Alla fine del viale si ritorna sulla piazza centrale, dal lato opposto. Un uomo si riposa su una sedia sdraio davanti ad una porta in legno abbracciata da un melo carico di frutti. Nel dehor del bar trattoria due ragazze sorseggiano una bibita sotto l’ombrellone, ammirando la valle sottostante.

Potremmo, in questo ampio spiazzo centrale, organizzare ogni sera un incontro: parole e musica, presentazioni di autori, libri, concerti, premiazione di concorsi… Ma forse tutto questo è già avvenuto… accatastate su un lato le nostre sedie che hanno riempito la piazza.

Se un giorno non mi doveste trovare, cercatemi qui: forse mi sarò fermata in questo tempo dove tutto È VITA.

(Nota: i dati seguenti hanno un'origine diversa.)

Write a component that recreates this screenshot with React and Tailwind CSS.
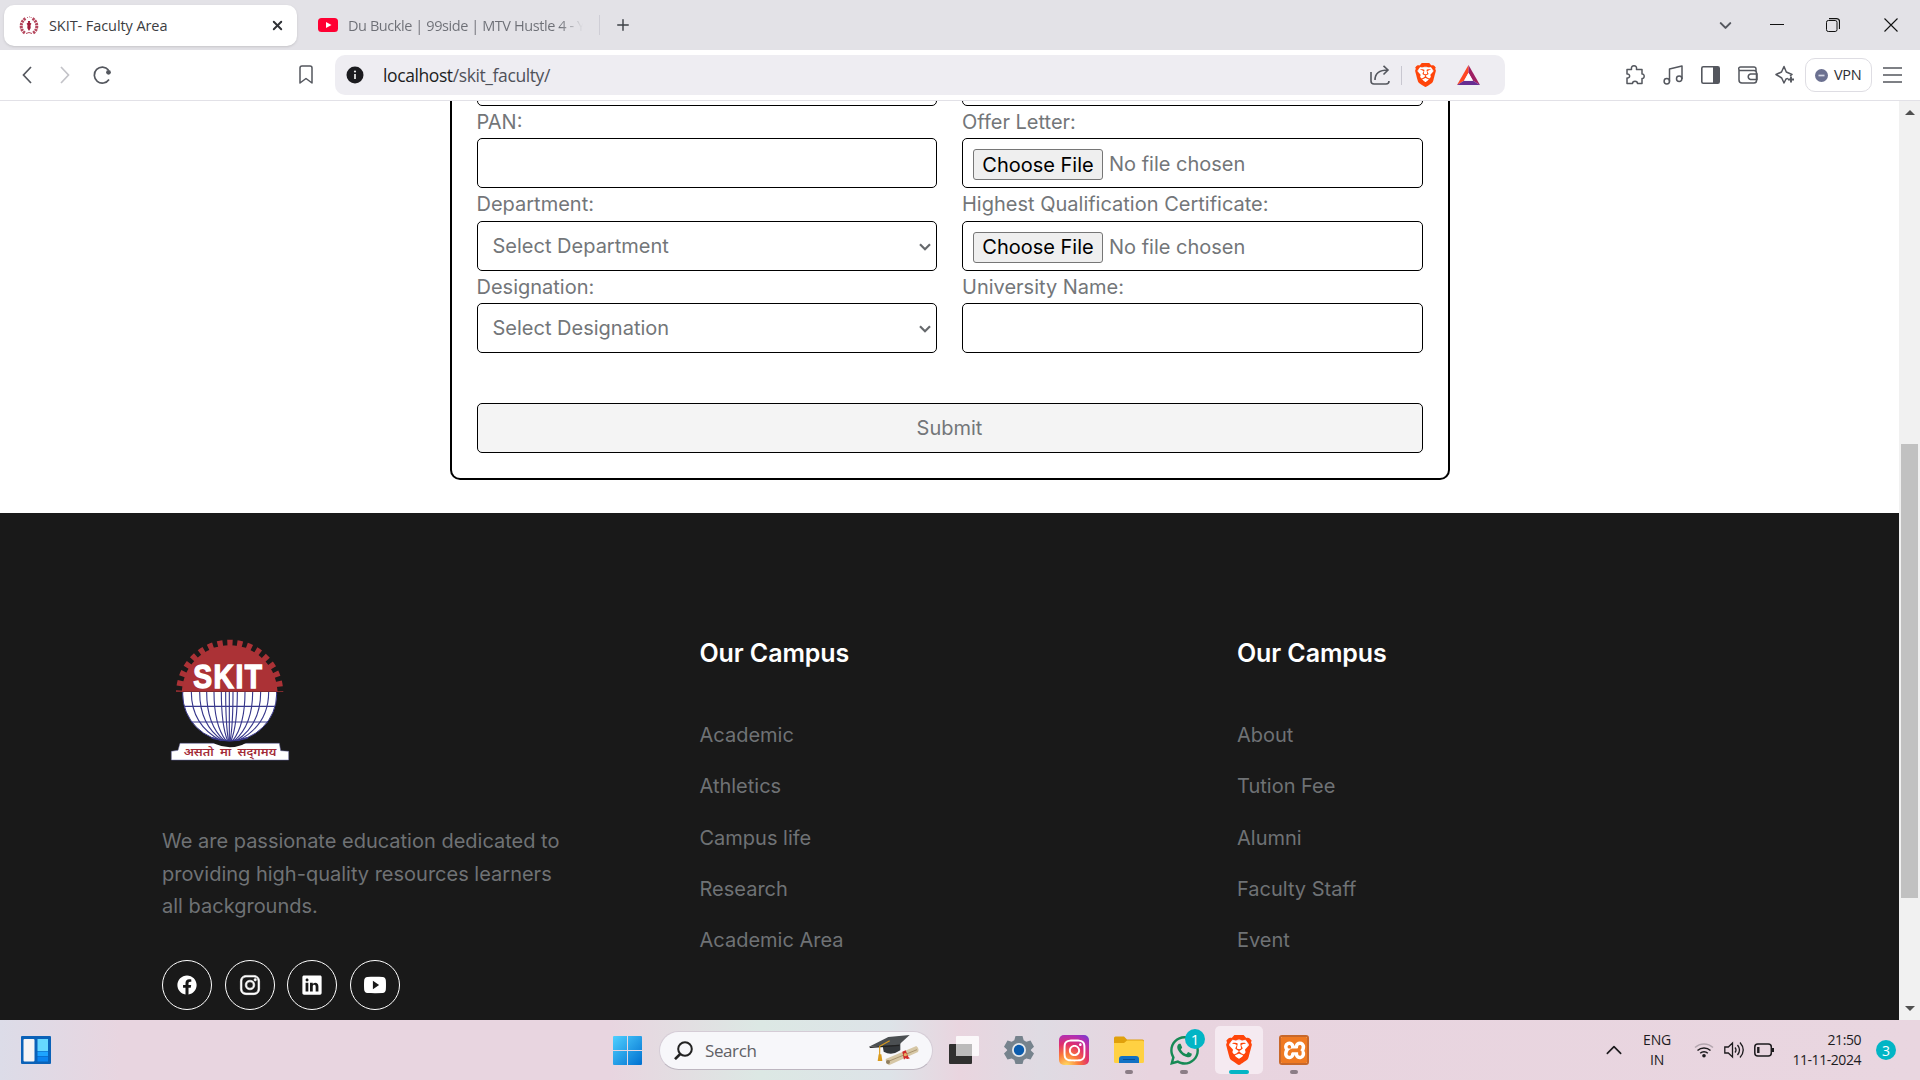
import React from "react";
import { IoLogoFacebook, IoLogoInstagram, IoLogoLinkedin, IoLogoYoutube } from "react-icons/io5";
import { SiBrave, SiXampp } from "react-icons/si";
import { FaWhatsapp, FaInstagram } from "react-icons/fa";
import { X, Plus, ChevronDown, ChevronUp } from "lucide-react";

const UI = "font-['Open_Sans','Noto_Sans',sans-serif]";

function Brave({ w, h }) {
  return (
    <svg width={w} height={h} viewBox="1.7 0 20.6 24" preserveAspectRatio="none">
      <path d="M6 5h12l1 5-3 7-4 3-4-3-3-7z" fill="#fff" />
      <SiBrave size={24} color="#ff450a" />
    </svg>
  );
}

function Favicon() {
  return (
    <svg width="20" height="20" viewBox="0 0 20 20" fill="none">
      <path d="M6.500 2.500C1 6 .5 14 6.500 17.500M13.500 2.500c5.500 3.500 6 11.500 0 15" stroke="#b5475d" strokeWidth="3" strokeDasharray="2.200 .8" />
      <path d="M8 1.500h.8M10 .8h.6M11.700 1.500h.8" stroke="#b5475d" strokeWidth="1.200" />
      <path d="M8.800 5h2.400l-.4 1.500 1.700 1.300-1 1.200.2 3L10 15l-1.700-3 .2-3-1-1.200L9.200 6.500z" fill="#a01c3a" />
      <path d="M7 17.500l3-1 3 1" stroke="#b5475d" />
    </svg>
  );
}

function TabStrip() {
  return (
    <div className={`flex h-[50px] items-center bg-[#e3e2e7] ${UI}`}>
      <div className="ml-1 mt-px flex h-[41px] w-[293px] items-center rounded-[10px] bg-white shadow-sm">
        <span className="ml-[15px]"><Favicon /></span>
        <span className="ml-[10px] w-[216px] whitespace-nowrap text-[14.5px] tracking-[-0.08px] text-[#3b3d42]">SKIT- Faculty Area</span>
        <X size={15} strokeWidth={3} className="ml-[5px] text-[#2f3136]" />
      </div>
      <svg className="ml-[21px]" width="20" height="14" viewBox="0 0 20 14">
        <rect width="20" height="14" rx="3.500" fill="#ff0033" />
        <path d="M8 4l5.500 3L8 10z" fill="#fff" />
      </svg>
      <span className="ml-[10px] mt-[2px] w-[240px] overflow-hidden whitespace-nowrap bg-gradient-to-r from-[#6d6f76] from-88% to-transparent to-98% bg-clip-text text-[14.5px] tracking-[-0.42px] text-transparent">
        Du Buckle | 99side | MTV Hustle 4 - Y
      </span>
      <span className="ml-[11px] h-5 w-px bg-[#cfced6]" />
      <Plus size={18} strokeWidth={1.900} className="ml-[14px] text-[#3d4046]" />
      <div className="ml-auto flex items-center text-[#111]">
        <ChevronDown size={19} strokeWidth={2.600} className="text-[#54575e]" />
        <svg className="ml-[35px]" width="14" height="14"><path d="M0 6.500h14" stroke="#111" /></svg>
        <svg className="ml-[42px]" width="14" height="14" fill="none" stroke="#111">
          <rect x=".5" y="2.500" width="10.500" height="11" rx="1.800" />
          <path d="M3 .6h7.500a3 3 0 0 1 3 3v7.400" strokeWidth="1.200" />
        </svg>
        <svg className="ml-[44px] mr-[22px]" width="14" height="14"><path d="M.5.5l13 13M13.500.5l-13 13" stroke="#111" strokeWidth="1.100" /></svg>
      </div>
    </div>
  );
}

function Toolbar() {
  return (
    <div className={`flex h-[51px] items-center border-b border-[#e2e1e7] bg-white ${UI}`}>
      <svg className="ml-[22px]" width="10" height="18" fill="none" stroke="#54575e" strokeWidth="1.700"><path d="M9 1L1.500 9 9 17" /></svg>
      <svg className="ml-[28px]" width="10" height="18" fill="none" stroke="#c3c3c8" strokeWidth="1.700"><path d="M1 1l7.500 8L1 17" /></svg>
      <svg className="ml-[22px]" width="20" height="20" fill="none" stroke="#54575e" strokeWidth="1.700">
        <path d="M16.500 5A8 8 0 1 0 17 14.500" />
        <circle cx="16.500" cy="7.300" r="2.400" fill="#54575e" stroke="none" />
      </svg>
      <svg className="ml-[187px]" width="14" height="20" fill="none" stroke="#54575e" strokeWidth="1.500" strokeLinejoin="round"><path d="M1 3a2 2 0 0 1 2-2h8a2 2 0 0 1 2 2v15l-6-4.500L1 18z" /></svg>
      <div className="ml-[22px] flex h-10 w-[1170px] items-center rounded-[10px] bg-[#eeedf2]">
        <svg className="ml-[11px]" width="18" height="18">
          <circle cx="9" cy="9" r="8.500" fill="#1b1b1f" />
          <path d="M9 8v5" stroke="#eee" strokeWidth="1.700" /><circle cx="9" cy="5.500" r="1.100" fill="#eee" />
        </svg>
        <span className="ml-[19px] w-[350px] text-[17.500px] tracking-[-0.4px] text-[#1d1d22]">localhost<span className="text-[#50525a]">/skit_faculty/</span></span>
        <svg className="ml-[637px]" width="20" height="20" fill="none" stroke="#54575e" strokeWidth="1.600">
          <path d="M1 7v9a3 3 0 0 0 3 3h12a3 3 0 0 0 3-3" />
          <path d="M5 15c0-6 4-10 13-10M13.500.8L18 5l-4.500 4.500" />
        </svg>
        <span className="ml-[11px] h-[19px] w-px bg-[#c8c7d0]" />
        <span className="ml-[13px]"><Brave w={21} h={24} /></span>
        <svg className="ml-[21px]" width="23" height="20" viewBox="0 0 23 20">
          <path d="M11.500 0L0 20l7-4.300 4.500-8z" fill="#ff4724" />
          <path d="M11.500 0L23 20l-7-4.300-4.500-8z" fill="#9e1f63" />
          <path d="M0 20h23l-7-4.300H7z" fill="#662d91" />
          <path d="M11.500 7.700l4.500 8H7z" fill="#fff" />
        </svg>
      </div>
      <div className="ml-[120px] flex items-center text-[#54575e]">
        <svg width="20" height="20" viewBox="0 0 20 20" fill="none" stroke="currentColor" strokeWidth="1.500">
          <path d="M2 4.500h4.500C6 1.500 7.500.8 9 .8s3 .7 2.500 3.700H17v4.500c3-.3 2.800 5 0 4.500v5h-4.500c0-3-5-3-5 0H2v-5.500c3.500.5 3.500-4.500 0-4z" strokeLinejoin="round" />
        </svg>
        <svg className="ml-[18px]" width="20" height="20" viewBox="0 0 20 20" fill="none" stroke="currentColor" strokeWidth="1.500">
          <path d="M6.500 16.500V4L19 1v13M6.500 8" strokeLinejoin="round" /><circle cx="3.800" cy="16.300" r="2.700" /><circle cx="16.200" cy="13.800" r="2.700" />
        </svg>
        <svg className="ml-[18px]" width="19" height="18" viewBox="0 0 19 18" fill="none" stroke="currentColor" strokeWidth="1.600">
          <rect x=".8" y=".8" width="17.400" height="16.400" rx="1.500" /><path d="M12 1h6v16h-6z" fill="currentColor" stroke="none" />
        </svg>
        <svg className="ml-[18px]" width="20" height="18" viewBox="0 0 20 18" fill="none" stroke="currentColor" strokeWidth="1.500">
          <path d="M1 3.500V14a3 3 0 0 0 3 3h12a2.500 2.500 0 0 0 2.500-2.500V7A2.500 2.500 0 0 0 16 4.500H2.500a1.800 1.800 0 0 1 0-3.600H16A2 2 0 0 1 18 3v2" />
          <path d="M19 8h-6.500a2.800 2.800 0 0 0 0 5.500H19z" />
        </svg>
        <svg className="ml-[17px]" width="20" height="20" viewBox="0 0 20 20" fill="none" stroke="currentColor" strokeWidth="1.500" strokeLinejoin="round">
          <path d="M13 13.500l-2 .5-2 4-2.300-5L1 9.500 6.500 7 9 1.500 11.300 7 17 9.500l-2 1.500" />
          <path d="M16 11.500v6M13 14.500h6" strokeWidth="1.900" />
        </svg>
        <div className="ml-[10px] flex h-[34px] w-[67px] items-center rounded-[10px] border border-[#dedde3]">
          <svg className="ml-[9px]" width="13" height="13"><circle cx="6.500" cy="6.500" r="6.500" fill="#6b7090" /><path d="M3.500 6.500h6" stroke="#d6d8e6" strokeWidth="1.700" /></svg>
          <span className="ml-[6px] text-[14.500px] tracking-[-0.3px] text-[#2c2e33]">VPN</span>
        </div>
        <svg className="ml-[11px]" width="19" height="16" stroke="currentColor" strokeWidth="1.500"><path d="M0 1h19M0 8h19M0 15h19" /></svg>
      </div>
    </div>
  );
}

const field = "block h-[50px] w-full rounded-[5px] border border-black bg-white";

function Field({ label, children }) {
  return (
    <label className="block">
      <span className="block h-[32.5px] leading-[32.500px]">{label}</span>
      {children}
    </label>
  );
}

function FileBox() {
  return (
    <span className={`${field} flex items-center pl-[10px]`}>
      <span className="mt-[3px] flex h-[31px] w-[130px] items-center justify-center rounded-[3px] border border-[#767676] bg-[#efefef] text-black">Choose File</span>
      <span className="ml-[6px] mt-[2px]">No file chosen</span>
    </span>
  );
}

function SelectBox({ text }) {
  return (
    <span className={`${field} flex items-center pl-[15px]`}>
      {text}
      <svg className="ml-auto mr-[5px] mt-[2px]" width="12" height="8" fill="none" stroke="#66696c" strokeWidth="2.200"><path d="M1 1.200l5 5 5-5" /></svg>
    </span>
  );
}

function Form() {
  return (
    <div className="ml-[449.5px] flex h-[379px] w-[1000px] flex-col rounded-b-[10px] border-2 border-t-0 border-black px-[25px] text-[20px] text-[#737679]">
      <div className="-mt-[45.5px] grid grid-cols-2 gap-x-[25px]">
        <div className={field} />
        <div className={field} />
        <Field label="PAN:"><span className={field} /></Field>
        <Field label="Offer Letter:"><FileBox /></Field>
        <Field label="Department:"><SelectBox text="Select Department" /></Field>
        <Field label="Highest Qualification Certificate:"><FileBox /></Field>
        <Field label="Designation:"><SelectBox text="Select Designation" /></Field>
        <Field label="University Name:"><span className={field} /></Field>
      </div>
      <button className="mt-[50px] h-[50px] shrink-0 rounded-[5px] border border-black bg-[#f4f4f4]">Submit</button>
    </div>
  );
}

function SchoolLogo() {
  const tops = [154, 179, 200, 222, 244, 257, 268, 279, 292, 315, 338, 362, 386];
  return (
    <svg width="138" height="160" viewBox="66 0 414 480">
      <defs>
        <clipPath id="upper"><rect x="60" y="40" width="420" height="175" /></clipPath>
        <clipPath id="lower"><rect x="60" y="216" width="420" height="160" /></clipPath>
      </defs>
      <g clipPath="url(#upper)">
        <circle cx="269" cy="220" r="144" fill="#ab3236" />
        <circle cx="269" cy="220" r="151" fill="none" stroke="#ab3236" strokeWidth="20" pathLength="32" strokeDasharray=".54 .46" strokeDashoffset=".27" />
      </g>
      <path d="M120 370H418l4 22 24 2v26H94v-26l20-3z" fill="#fff" stroke="#6a6aa8" strokeWidth="1.500" />
      <path d="M180 340q90 84 178 0z" fill="#191919" />
      <g clipPath="url(#lower)">
        <circle cx="269" cy="222" r="141" fill="#fff" stroke="#38388c" strokeWidth="3" />
        {tops.map((x) => (
          <path key={x} d={`M${x} 216C${x} 280 ${268 + (x - 268) * 0.75} 330 ${268 + (x - 268) * 0.22} 362`} fill="none" stroke="#38388c" strokeWidth="3.400" />
        ))}
        <path d="M134 259H404M154 306H384" stroke="#38388c" strokeWidth="3.400" />
        <path d="M215 354q54 16 108 0" fill="none" stroke="#38388c" strokeWidth="4" />
      </g>
      <text x="265" y="205" textAnchor="middle" textLength="210" fontSize="98" fontWeight="700" fontFamily="Liberation Sans, sans-serif" lengthAdjust="spacingAndGlyphs" letterSpacing="5" fill="#fff" stroke="#fff" strokeWidth="4">SKIT</text>
      <text x="270" y="408" textAnchor="middle" textLength="278" lengthAdjust="spacingAndGlyphs" wordSpacing="8" fontSize="33" fontWeight="600" fontFamily="Noto Sans Devanagari, Noto Sans, sans-serif" fill="#a32b38">{"असतो मा सद्\u200cगमय"}</text>
    </svg>
  );
}

function LinkColumn({ items }) {
  return (
    <div>
      <h4 className="mt-[124px] text-[25px] font-semibold leading-[32px] tracking-[-0.1px] text-white">Our Campus</h4>
      <ul className="mt-[50px] flex flex-col gap-[18.75px]">
        {items.map((t) => <li key={t} className="h-[32.5px] leading-[32.500px]">{t}</li>)}
      </ul>
    </div>
  );
}

const socials = [
  { Icon: IoLogoFacebook, weight: 0 },
  { Icon: IoLogoInstagram, weight: 14 },
  { Icon: IoLogoLinkedin, weight: 0 },
  { Icon: IoLogoYoutube, weight: 0 },
];

function Footer() {
  return (
    <footer className="mt-[33px] grid h-[507px] shrink-0 grid-cols-[512.5px_512.5px_512.5px] gap-x-[25px] overflow-hidden bg-[#191919] pl-[162px] text-[20px] text-[#6f7275]">
      <div className="pt-[107px]">
        <SchoolLogo />
        <p className="mt-[45px] w-[410px] leading-[32.500px]">We are passionate education dedicated to providing high-quality resources learners all backgrounds.</p>
        <div className="mt-[37px] flex gap-[12.5px] text-white">
          {socials.map(({ Icon, weight }, i) => (
            <span key={i} className="flex size-[50px] items-center justify-center rounded-full border border-white"><Icon size={22} strokeWidth={weight} /></span>
          ))}
        </div>
      </div>
      <LinkColumn items={["Academic", "Athletics", "Campus life", "Research", "Academic Area"]} />
      <LinkColumn items={["About", "Tution Fee", "Alumni", "Faculty Staff", "Event"]} />
    </footer>
  );
}

function Scrollbar() {
  return (
    <div className="flex w-[21px] flex-col items-center bg-[#f1f1f1]">
      <svg className="mt-[9px]" width="10" height="5"><path d="M5 0l5 5H0z" fill="#505050" /></svg>
      <div className="mt-[329px] h-[454px] w-[17px] bg-[#c1c1c1]" />
      <svg className="mb-[9px] mt-auto" width="10" height="5"><path d="M0 0h10L5 5z" fill="#505050" /></svg>
    </div>
  );
}

function CapIcon() {
  return (
    <svg width="50" height="32" viewBox="0 0 150 96">
      <path d="M40 26l54-4v24q-26 18-50 4z" fill="#33373b" />
      <path d="M0 35L58 6 122 0 90 29z" fill="#4b4f52" /><path d="M0 35l90-6 2 4-88 6z" fill="#222" />
      <path d="M62 17L32 34v28" stroke="#d99a1b" strokeWidth="3.500" fill="none" /><path d="M29 58h8l3 20H26z" fill="#d99a1b" />
      <path d="M50 72l92-39q10 8 5 18L60 91q-10-6-10-19z" fill="#d6c7a6" /><path d="M56 80l88-36" stroke="#a8946f" strokeWidth="3" />
      <circle cx="57" cy="81" r="6" fill="#8f7e5f" />
      <path d="M100 50l10-4 8 20 5 4-8 2-6-2-4 4z" fill="#cf2a2a" /><circle cx="109" cy="59" r="5" fill="#e0b060" />
    </svg>
  );
}

function TaskIcon({ children, dot }) {
  return (
    <div className="flex h-[60px] w-[30px] flex-col items-center pt-[15px]">
      <div className="flex size-[30px] items-center justify-center">{children}</div>
      {dot && <span className="mt-[5px] h-1 w-2 rounded-full bg-[#8b7d86]" />}
    </div>
  );
}

function Taskbar() {
  return (
    <div className={`flex h-[60px] items-center bg-[linear-gradient(90deg,#dcdce8_0,#e8d5e0_120px,#e8d5e0_610px,#e2dfe2_690px,#dce8e4_760px,#dde3e8_890px,#e9d5df_960px,#dfdbe3_1040px,#e8d4df_1150px,#e9d6e0_1920px)] text-[#1d1b1e] ${UI}`}>
      <svg className="ml-[21px]" width="30" height="28">
        <rect width="30" height="28" rx="1" fill="#0a62b8" />
        <rect x="2.500" y="3" width="11" height="22.500" rx="1" fill="#f5f5f5" />
        <path d="M16.500 3H27v12H16.500z" fill="#66d8ff" /><path d="M16.500 15.500H27V20H16.500z" fill="#1ea5ff" /><path d="M16.500 20.500H27v5H16.500z" fill="#0b84ef" />
      </svg>
      <svg className="ml-[562px]" width="29" height="29">
        <defs><linearGradient id="win" x1="0" y1="0" x2="1" y2="1"><stop stopColor="#4fd0ff" /><stop offset="1" stopColor="#0070d0" /></linearGradient></defs>
        <path d="M0 1q0-1 1-1h13v14H0zM15 0h13q1 0 1 1v13H15zM0 15h14v14H1q-1 0-1-1zM15 15h14v13q0 1-1 1H15z" fill="url(#win)" />
      </svg>
      <div className="ml-[17px] flex h-[39px] w-[274px] items-center rounded-full border border-[#d5ccd6] border-b-[#bdb6c0] bg-[#f7f7fa]">
        <svg className="ml-[14px]" width="19" height="19" fill="none" stroke="#222" strokeWidth="2"><circle cx="11" cy="8" r="6.800" /><path d="M6.200 13L1 18.200" strokeWidth="2.600" /></svg>
        <span className="ml-[12px] mt-px w-[60px] text-[17px] tracking-[-0.4px] text-[#606065]">Search</span>
        <span className="ml-[104px] mt-[2px]"><CapIcon /></span>
      </div>
      <div className="ml-4 flex gap-[25px]">
        <TaskIcon>
          <svg width="30" height="30"><rect y="9" width="23" height="20" rx="1" fill="#30302f" /><rect x="7" y="1" width="23" height="20" rx="1" fill="#fff" fillOpacity=".82" /><path d="M7 9h16v12H7z" fill="#bcbbbb" /></svg>
        </TaskIcon>
        <TaskIcon>
          <svg width="30" height="30" viewBox="0 0 30 30">
            <path d="M11.500 1h7l1.200 4.200 2.600 1.500L26.500 5.600 30 11.700 26.900 14.800v.8L30 18.500l-3.500 6-4.200-1.100-2.600 1.500L18.500 29h-7l-1.200-4.100-2.600-1.500-4.200 1.100L0 18.500l3.100-2.900v-.8L0 11.700l3.500-6.100 4.200 1.100 2.600-1.500z" fill="#76838d" />
            <circle cx="15" cy="15" r="7" fill="#e4e8ec" /><circle cx="15" cy="15" r="5.200" fill="#0b5cad" />
          </svg>
        </TaskIcon>
        <TaskIcon>
          <span className="flex size-[30px] items-center justify-center rounded-[5px] bg-[radial-gradient(circle_at_25%_105%,#ffd560_5%,#fb7a3a_32%,#e1306c_58%,#b42fb0_80%,#6a3fd8_100%)] text-white"><FaInstagram size={25} /></span>
        </TaskIcon>
        <TaskIcon dot>
          <svg width="30" height="28">
            <path d="M0 2q0-1.500 1.500-1.500H10l3 3H28.500q1.500 0 1.500 1.500v5H0z" fill="#e0a00c" />
            <path d="M0 7h10l3-2.500h15.500Q30 4.500 30 6v19.500q0 1.500-1.500 1.500h-27Q0 27 0 25.500z" fill="#ffd142" />
            <path d="M5 27v-4q0-3 3-3h14q3 0 3 3v4z" fill="#1271c4" /><path d="M9 23.500h12" stroke="#0a4f92" />
          </svg>
        </TaskIcon>
        <div className="relative">
          <TaskIcon dot><FaWhatsapp size={33} className="shrink-0 text-[#178a55]" /></TaskIcon>
          <span className="absolute left-4 top-[9px] flex size-5 items-center justify-center rounded-full bg-[#02b5c5] text-[15px] text-white">1</span>
        </div>
        <div className="-mx-[9px] mt-[6px] flex h-12 w-12 flex-col items-center rounded-[5px] bg-[#f5eaf1] pt-[9px]">
          <Brave w={26} h={30} />
          <span className="mt-[5px] h-1 w-5 rounded-full bg-[#02b5c5]" />
        </div>
        <TaskIcon dot>
          <span className="flex size-[30px] items-center justify-center overflow-hidden rounded-[3px] border-2 border-[#c8682a] bg-white">
            <SiXampp size={29} className="shrink-0 text-[#ef7a22]" />
          </span>
        </TaskIcon>
      </div>
      <ChevronUp className="ml-[295px]" size={20} strokeWidth={1.500} viewBox="3 3 18 18" />
      <div className="ml-[13px] w-10 text-center text-[14px] leading-[20px] tracking-[-0.2px]">ENG<br />IN</div>
      <svg className="ml-[17px]" width="20" height="16" fill="none" stroke="#1d1b1e" strokeWidth="1.500">
        <path d="M1 5.500a13 13 0 0 1 18 0" stroke="#b3a6ae" /><path d="M3.500 8.500a9.500 9.500 0 0 1 13 0M6.200 11.300a5.500 5.500 0 0 1 7.600 0" /><circle cx="10" cy="13.800" r="1.800" fill="#1d1b1e" stroke="none" />
      </svg>
      <svg className="ml-[10px]" width="21" height="18" fill="none" stroke="#1d1b1e" strokeWidth="1.300"><path d="M.8 6h3.500L8.500 2v14L4.300 12H.8zM11 6.500q2 2.500 0 5M13.500 4q4 5 0 10M16 1.500q6.500 7.500 0 15" /></svg>
      <svg className="ml-[9px]" width="21" height="14" fill="none" stroke="#1d1b1e" strokeWidth="1.500"><rect x=".8" y="1" width="16.500" height="12" rx="3" /><path d="M4.300 4v6" strokeWidth="2.400" /><path d="M19 5v4" strokeWidth="2" /></svg>
      <div className="w-[86px] whitespace-nowrap text-right text-[14px] leading-[20px] tracking-[-0.45px]">21:50<br />11-11-2024</div>
      <span className="ml-[15px] flex size-5 items-center justify-center rounded-full bg-[#02b5c5] text-[14px] text-white">3</span>
    </div>
  );
}

export default function App() {
  return (
    <div className="flex h-[1080px] w-[1920px] flex-col overflow-hidden bg-white">
      <TabStrip />
      <Toolbar />
      <div className="flex h-[919px] shrink-0 overflow-hidden">
        <main className="flex w-[1899px] flex-col overflow-hidden font-['Inter',sans-serif]">
          <Form />
          <Footer />
        </main>
        <Scrollbar />
      </div>
      <Taskbar />
    </div>
  );
}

Uscendo dalla porta centrale, siamo catapultati nel tempo presente e man mano che l’autovettura ci allontana mi viene il tremendo dubbio se vivendo qui, l’uomo non tornerebbe man mano a sognare l’evoluzione, auto che corrono veloci, la rincorsa all’ultima offerta in grandi magazzini ove si perde ogni sapore. Se un giorno qualcuno non si sveglierebbe con l’idea di essere più astuto dell’altro e rinascerebbero ancora invidie, rancori, soprusi. Se su quella piazza un giorno non si alzerebbe una voce ad annunciare che oltre il mondo è molto più ampio e i nostri occhi non saprebbero più vedere che il tutto è qui: mare, montagne, colline, valle, prati, vicoli e abitazioni, uomini e idee.
Più ci allontaniamo e più il dubbio si fa convinzione che l’UOMO tornerebbe ad inventare un NUOVO MONDO PER NULLA A MISURA D’UOMO.

Ma tutto ciò forse è solo un brutto incubo dal quale un giorno mi sveglierò… e allora tornerò a vivere qui, tornerò a casa.